Meme watch · format study · internet culture

The Irish internet, documented.

Ireland punches above its weight online. We track the recurring meme formats, the perennial subreddits, and the Twitter / X / Bluesky tribes that set Irish internet temperature — and occasionally call a peak before it's finished.

The calendar

Recurring Irish meme formats by season

Most Irish internet discourse is seasonal. Here are the reliable ones.

January

"New year, new me" subversion posts

By January 3rd the earnest gym-resolution post on Instagram is outnumbered four-to-one by the "same me, different year, still hate Mondays" subversion. Every year. Without fail.

February–March

Paddy's Day cringe roundups

Predictable but highly shareable. A whole sub-genre of "Americans discovering Ireland" and "Irish abroad reacting to American Paddy's Day" content. Peaks on March 18th.

April

The first "good weather" post

One 14-degree afternoon produces forty variations of "Costa del Dublin" photographs on the Forty Foot. The format is immortal.

June

Leaving Cert solidarity threads

Sincere, warm, mostly wholesome. The rare Irish meme cluster that isn't cynical.

July–August

Festival-weekend live-tweets

Electric Picnic dominates, with Longitude and All Together Now feeding the pipeline. Instagram carousels from Stradbally are a genre of their own.

September

Back-to-school / "new Dublin arrivals" cringe

The annual "I've just moved to Dublin and I paid €1,900 for a box-room" TikTok.
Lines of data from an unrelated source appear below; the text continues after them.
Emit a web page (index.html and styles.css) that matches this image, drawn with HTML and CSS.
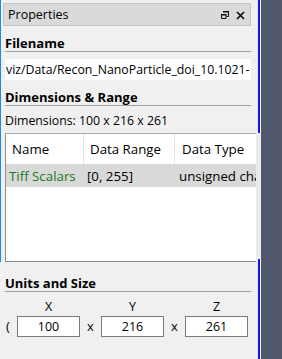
FILE: index.html
```
<!DOCTYPE html>
<html>
<head>
<meta charset="utf-8">
<link rel="stylesheet" href="styles.css">
</head>
<body>
<div class="screen">
  <div class="edge-left"></div>
  <div class="panel">
    <div class="titlebar">
      <span class="title">Properties</span>
      <span class="tb-icons">
        <svg class="ico" width="8" height="8" viewBox="0 0 8 8">
          <path d="M2.5 0.5h5v5h-2" fill="none" stroke="#111" stroke-width="1"/>
          <path d="M2 0h6v1.5H2z" fill="#111"/>
          <path d="M0.5 3.5h4.5v4H0.5z" fill="none" stroke="#111" stroke-width="1"/>
          <path d="M0 3h5.5v1.5H0z" fill="#111"/>
        </svg>
        <svg class="ico" width="9" height="9" viewBox="0 0 9 9">
          <path d="M1 1L8 8M8 1L1 8" stroke="#111" stroke-width="1.7"/>
        </svg>
      </span>
    </div>
    <div class="content">
      <div class="heading h-first">Filename</div>
      <div class="field">viz/Data/Recon_NanoParticle_doi_10.1021-</div>
      <div class="heading h-dim">Dimensions &amp; Range</div>
      <div class="dims">Dimensions: 100 x 216 x 261</div>
      <div class="table">
        <div class="thead">
          <div class="th c1">Name</div>
          <div class="th c2">Data Range</div>
          <div class="th c3">Data Type</div>
        </div>
        <div class="trow">
          <div class="td c1 green">Tiff Scalars</div>
          <div class="td c2">[0, 255]</div>
          <div class="td c3 t3">unsigned char</div>
        </div>
      </div>
      <div class="heading h-units">Units and Size</div>
      <div class="sizes">
        <div class="paren">(</div>
        <div class="axis">
          <div class="lbl">X</div>
          <div class="inp">100</div>
        </div>
        <div class="times">x</div>
        <div class="axis">
          <div class="lbl">Y</div>
          <div class="inp">216</div>
        </div>
        <div class="times">x</div>
        <div class="axis">
          <div class="lbl">Z</div>
          <div class="inp">261</div>
        </div>
      </div>
    </div>
  </div>
  <div class="gutter">
    <div class="blue b-top"></div>
    <div class="blue-gap"></div>
    <div class="blue b-bot"></div>
  </div>
  <div class="dark"></div>
</div>
</body>
</html>
```
FILE: styles.css
```
html, body {
  margin: 0;
  padding: 0;
  background: #50566c;
}
.screen {
  display: flex;
  width: 282px;
  height: 359px;
  overflow: hidden;
  font-family: "Open Sans", "Noto Sans", sans-serif;
  font-size: 12.3px;
  color: #000;
}
.edge-left {
  width: 1px;
  flex: none;
  background: linear-gradient(#1e88e5 0, #1e88e5 262px, #f0f0f0 262px);
}
.panel {
  width: 255px;
  flex: none;
  background: #f0f0f0;
  overflow: hidden;
}
.titlebar {
  margin: 3px 5px 0 2px;
  height: 21px;
  border: 1px solid #c4c4c4;
  background: #dadada;
  display: flex;
  align-items: center;
  justify-content: space-between;
  padding: 0 5px 0 4px;
}
.title {
  font-size: 12.5px;
}
.tb-icons {
  display: flex;
  align-items: center;
  gap: 7px;
  padding-top: 1px;
}
.ico { display: block; }
.content {
  margin: 0 5px 0 4px;
}
.heading {
  font-weight: 700;
  font-size: 13px;
  line-height: 16px;
  height: 16px;
  border-bottom: 1px solid #a0a0a0;
}
.h-first { margin-top: 9px; }
.h-dim { margin-top: 9px; }
.h-units { margin-top: 13px; }
.field {
  margin-top: 7px;
  height: 21px;
  line-height: 21px;
  background: #fff;
  padding-left: 1px;
  white-space: nowrap;
  overflow: hidden;
}
.dims {
  margin-top: 7px;
  line-height: 16px;
}
.table {
  margin-top: 4px;
  height: 127px;
  background: #fff;
  border-left: 1px solid #8a9099;
  border-top: 1px solid #a8acb3;
  border-bottom: 1px solid #80868f;
  width: 260px;
}
.thead, .trow {
  display: flex;
  white-space: nowrap;
}
.thead { height: 30px; }
.trow {
  height: 23px;
  background: #d9d9d9;
}
.th, .td {
  flex: none;
  display: flex;
  align-items: center;
}
.th {
  font-size: 13.3px;
  border-right: 1px solid #e4e4e4;
  padding-left: 6px;
  box-sizing: border-box;
}
.td {
  font-size: 13.3px;
  padding-left: 3px;
  box-sizing: border-box;
}
.c1 { width: 78px; }
.c2 { width: 91px; }
.c3 { width: 100px; }
.th.c3 { padding-left: 7px; }
.td.t3 { padding-left: 4px; }
.green { color: #217a21; }
.sizes {
  display: flex;
  align-items: flex-end;
  margin-top: 7px;
}
.paren {
  width: 12px;
  height: 21px;
  line-height: 21px;
  padding-left: 1px;
  box-sizing: border-box;
  font-size: 13px;
}
.axis {
  width: 63px;
  display: flex;
  flex-direction: column;
}
.lbl {
  text-align: center;
  line-height: 16px;
  height: 16px;
  font-size: 12.5px;
}
.inp {
  margin-top: 1px;
  height: 21px;
  box-sizing: border-box;
  border: 1px solid #7a7a7a;
  background: #fff;
  text-align: center;
  line-height: 19px;
  font-size: 12.5px;
}
.times {
  width: 21px;
  text-align: center;
  height: 21px;
  line-height: 21px;
  font-size: 13px;
}
.gutter {
  width: 5px;
  flex: none;
  background: #ebebeb;
  display: flex;
  flex-direction: column;
  align-items: flex-end;
}
.blue {
  width: 3px;
  border-left: 2px solid #1010e8;
  border-right: 1px solid #fff;
  box-sizing: border-box;
}
.b-top { height: 133px; }
.blue-gap { flex: 1; }
.b-bot { height: 100px; }
.dark {
  flex: 1;
  background: #50566c;
}
```
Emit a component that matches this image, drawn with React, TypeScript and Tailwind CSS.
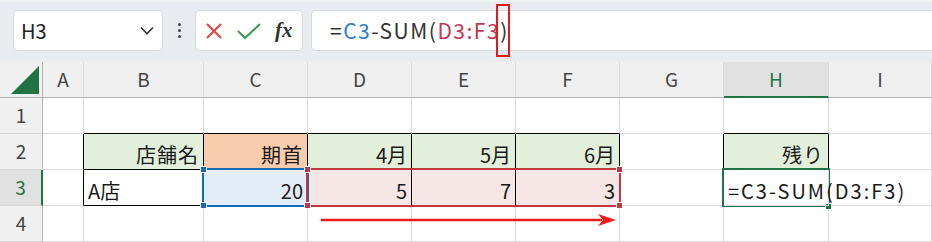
const COLS = ["", "A", "B", "C", "D", "E", "F", "G", "H", "I"];

const grid = "grid grid-cols-[43px_41px_120px_104px_104px_104px_104px_104px_105px_103px]";
const cell = "h-[36px] border-r border-b border-[#d9d9d9] flex items-end pb-[4px] px-[4px] text-[20px] leading-none text-[#1a1a1a]";

const Handle = ({ x, y, color }: { x: number; y: number; color: string }) => (
  <div
    className={`absolute w-[7px] h-[7px] border border-white ${color}`}
    style={{ left: x - 3, top: y - 3 }}
  />
);

export default function App() {
  return (
    <div className="w-[932px] h-[242px] overflow-hidden bg-white font-['Noto_Sans_CJK_JP',sans-serif]">
      {/* Formula bar */}
      <div className="h-[62px] bg-[#e8ebef] border-t-2 border-[#f2f4f6] flex items-start pt-[8px] pl-[13px] gap-[8px]">
        <div className="w-[150px] h-[41px] bg-white rounded-[5px] border border-[#d6d9dd] flex items-center justify-between pl-[7px] pr-[8px]">
          <span className="text-[20px] text-[#222]">H3</span>
          <svg width="14" height="9" viewBox="0 0 14 9">
            <polyline points="1,1.5 7,7.5 13,1.5" fill="none" stroke="#333" strokeWidth="1.6" />
          </svg>
        </div>
        <div className="w-[16px] h-[41px] flex flex-col items-center justify-center gap-[3px]">
          <span className="w-[3px] h-[3px] rounded-full bg-[#444]" />
          <span className="w-[3px] h-[3px] rounded-full bg-[#444]" />
          <span className="w-[3px] h-[3px] rounded-full bg-[#444]" />
        </div>
        <div className="w-[108px] h-[41px] bg-white rounded-[5px] border border-[#d6d9dd] flex items-center pl-[9px] gap-[14px]">
          <svg width="18" height="18" viewBox="0 0 18 18">
            <path d="M2 2 L16 16 M16 2 L2 16" stroke="#e8403f" strokeWidth="2" />
          </svg>
          <svg width="24" height="18" viewBox="0 0 24 18">
            <polyline points="1,9 8,16 23,2" fill="none" stroke="#3a9c4a" strokeWidth="2" />
          </svg>
          <span className="font-['Liberation_Serif',serif] italic font-bold text-[21px] text-[#333] leading-none">fx</span>
        </div>
        <div className="flex-1 h-[41px] bg-white rounded-l-[5px] border border-r-0 border-[#d6d9dd] flex items-center pl-[18px] text-[21px] tracking-[1.5px] text-[#333]">
          <span>=</span>
          <span className="text-[#2b7fd3]">C3</span>
          <span>-SUM(</span>
          <span className="text-[#c73452]">D3:F3</span>
          <span className="relative">
            )
            <span className="absolute left-[-4px] right-[-1px] top-[-11px] bottom-[-11px] border-2 border-[#e21b1b]" />
          </span>
        </div>
      </div>

      {/* Sheet */}
      <div className="relative">
        {/* Column headers */}
        <div className={grid}>
          <div className="h-[36px] bg-[#f0f0f0] border-r border-b border-[#b4b4b4] flex items-end justify-end pr-[3px] pb-[3px]">
            <svg width="28" height="28" viewBox="0 0 28 28">
              <polygon points="28,0 28,28 0,28" fill="#217346" />
            </svg>
          </div>
          {COLS.slice(1).map((c) =>
            c === "H" ? (
              <div key={c} className="h-[36px] bg-[#e1e1e1] border-r border-[#d9d9d9] border-b-2 border-b-[#217346] flex items-center justify-center text-[19px] text-[#217346]">
                {c}
              </div>
            ) : (
              <div key={c} className="h-[36px] bg-[#f0f0f0] border-r border-[#d9d9d9] border-b border-b-[#b4b4b4] flex items-center justify-center text-[19px] text-[#444]">
                {c}
              </div>
            )
          )}
        </div>

        {/* Row 1 */}
        <div className={grid}>
          <div className="h-[36px] bg-[#f0f0f0] border-r border-r-[#b4b4b4] border-b border-[#d9d9d9] flex items-center justify-center text-[19px] text-[#444]">1</div>
          <div className={cell} />
          <div className={`${cell} border-b-black`} />
          <div className={`${cell} border-b-black`} />
          <div className={`${cell} border-b-black`} />
          <div className={`${cell} border-b-black`} />
          <div className={`${cell} border-b-black`} />
          <div className={cell} />
          <div className={`${cell} border-b-black`} />
          <div className={cell} />
        </div>

        {/* Row 2 */}
        <div className={grid}>
          <div className="h-[36px] bg-[#f0f0f0] border-r border-r-[#b4b4b4] border-b border-[#d9d9d9] flex items-center justify-center text-[19px] text-[#444]">2</div>
          <div className={`${cell} border-r-black`} />
          <div className={`${cell} border-black bg-[#e2efda] justify-end tracking-[1px]`}>店舗名</div>
          <div className={`${cell} border-black bg-[#f8cbad] justify-end tracking-[1px]`}>期首</div>
          <div className={`${cell} border-black bg-[#e2efda] justify-end`}>4月</div>
          <div className={`${cell} border-black bg-[#e2efda] justify-end`}>5月</div>
          <div className={`${cell} border-black bg-[#e2efda] justify-end`}>6月</div>
          <div className={`${cell} border-r-black`} />
          <div className={`${cell} border-black bg-[#e2efda] justify-end tracking-[1px]`}>残り</div>
          <div className={cell} />
        </div>

        {/* Row 3 */}
        <div className={grid}>
          <div className="h-[36px] bg-[#e1e1e1] border-r-2 border-r-[#217346] border-b border-[#d9d9d9] flex items-center justify-center text-[19px] text-[#217346]">3</div>
          <div className={`${cell} border-r-black`} />
          <div className={`${cell} border-black`}>A店</div>
          <div className={`${cell} border-black bg-[#e3edf7] justify-end`}>20</div>
          <div className={`${cell} border-black bg-[#f6e6e6] justify-end`}>5</div>
          <div className={`${cell} border-black bg-[#f6e6e6] justify-end`}>7</div>
          <div className={`${cell} border-black bg-[#f6e6e6] justify-end`}>3</div>
          <div className={cell} />
          <div className={`${cell} overflow-visible whitespace-nowrap z-10 tracking-[2px]`}>=C3-SUM(D3:F3)</div>
          <div className={cell} />
        </div>

        {/* Row 4 */}
        <div className={grid}>
          <div className="h-[36px] bg-[#f0f0f0] border-r border-r-[#b4b4b4] border-b border-[#d9d9d9] flex items-center justify-center text-[19px] text-[#444]">4</div>
          {COLS.slice(1).map((c) => (
            <div key={c} className={cell} />
          ))}
        </div>

        {/* Selection overlays */}
        <div className="absolute left-[202px] top-[106px] w-[107px] h-[39px] border-2 border-[#1469b8]" />
        <div className="absolute left-[306px] top-[106px] w-[315px] h-[39px] border-2 border-[#c0383e]" />
        <div className="absolute left-[722px] top-[106px] w-[108px] h-[39px] border-2 border-[#217346]" />
        <Handle x={203} y={107} color="bg-[#1469b8]" />
        <Handle x={203} y={143} color="bg-[#1469b8]" />
        <Handle x={307} y={107} color="bg-[#c0383e]" />
        <Handle x={307} y={143} color="bg-[#c0383e]" />
        <Handle x={619} y={107} color="bg-[#c0383e]" />
        <Handle x={619} y={143} color="bg-[#c0383e]" />
        <Handle x={828} y={144} color="bg-[#217346]" />

        {/* Arrow */}
        <svg className="absolute left-[318px] top-[150px]" width="302" height="16" viewBox="0 0 302 16">
          <line x1="3" y1="8" x2="284" y2="8" stroke="#ee1c1c" strokeWidth="2.5" />
          <polygon points="280,2 298,8 280,14 285,8" fill="#ee1c1c" />
        </svg>
      </div>
    </div>
  );
}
Followed closely by a countering "just move to Cork" mini-cluster.

October

Halloween cost-of-living discourse

A surprisingly durable annual format: parents comparing the price of a costume in 2010 versus now. Reliably drives 2,000+ comments on RTÉ Facebook.

November

Toy Show trailer discourse

The trailer drops, discourse erupts about Patrick Kielty's opening song performance. Within 48 hours it's settled. Repeat every year.

December

Penneys Christmas pyjama photo

Every Irish household has one. There is no escape.

House rules

How we write about the Irish internet

Writing about internet culture has two failure modes: either you explain a joke until it dies, or you write "iykyk" and explain nothing. We try to hit the middle — enough context for a reader who missed the week, not so much that we turn a shitpost into a TED talk.

We also don't name accounts under 5,000 followers in roundups. If you're a small creator and a format you started took off, we'll credit you on request — we just don't pull random small accounts into the spotlight uninvited.